Fino al 10 gennaio, a Palazzo della Ragione di Mantova, nel Museo della Follia, potrete visitare le mostre di due grandi artisti, Antonio Ligabue e Pietro Ghizzardi.
Di loro si ha un’idea un po’ particolare, forse tramandata di anno in anno, dai primi del Novecento ad oggi. « Che belli i loro quadri, peccato che fossero pazzi» si dice. Invece no, non erano pazzi, ma singolari, erano dei tipi avanti, diremmo oggi.
Ai loro tempi l’arte naif, cioè quella dei dilettanti, fatta più per passione che in base ad una tecnica pittorica, non aveva molti seguaci. Anzi, veniva vista l’arte di chi non aveva nulla da fare e ripiegava nel dipingere. Per questi motivi Ligabue e Ghizzardi non sono stati mai presi sul serio: bistrattati dalle critiche e dalle loro difficili vite, hanno continuato a dipingere imperterriti raccontando non solo un paesaggio o un soggetto ma un vero e proprio stato d’animo.
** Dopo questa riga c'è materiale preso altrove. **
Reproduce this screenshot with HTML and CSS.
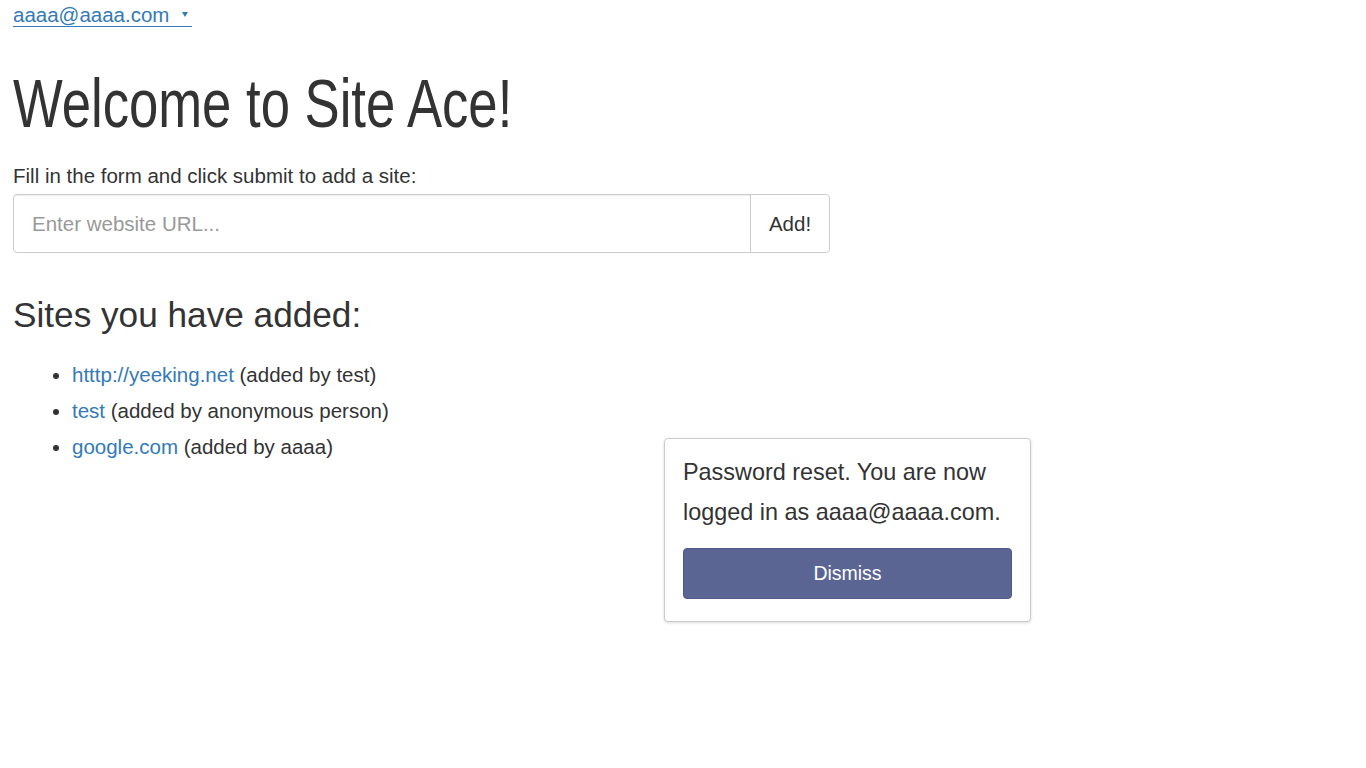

Se la bellezza è negli occhi di guarda, anche la follia, l’euforia, la depressione, la paura hanno dei colori e delle forme diverse a seconda di chi vive questi sentimenti e chi guarda da fuori.
La pittura di Ligabue, che per lo più dipingeva animali e paesaggi, è un’arte colorata, euforica, ricca, mentre quella di Ghizzardi, con i suoi ritratti femminili, è turbata, pensierosa, a tratti angosciante.
Non dimentichiamoci però, che matti loro non lo erano, se non nel loro modo di vivere l’arte: il primo era appassionato di motociclismo ed il secondo era un contadino. Entrambi, con i piedi ben piantati a terra.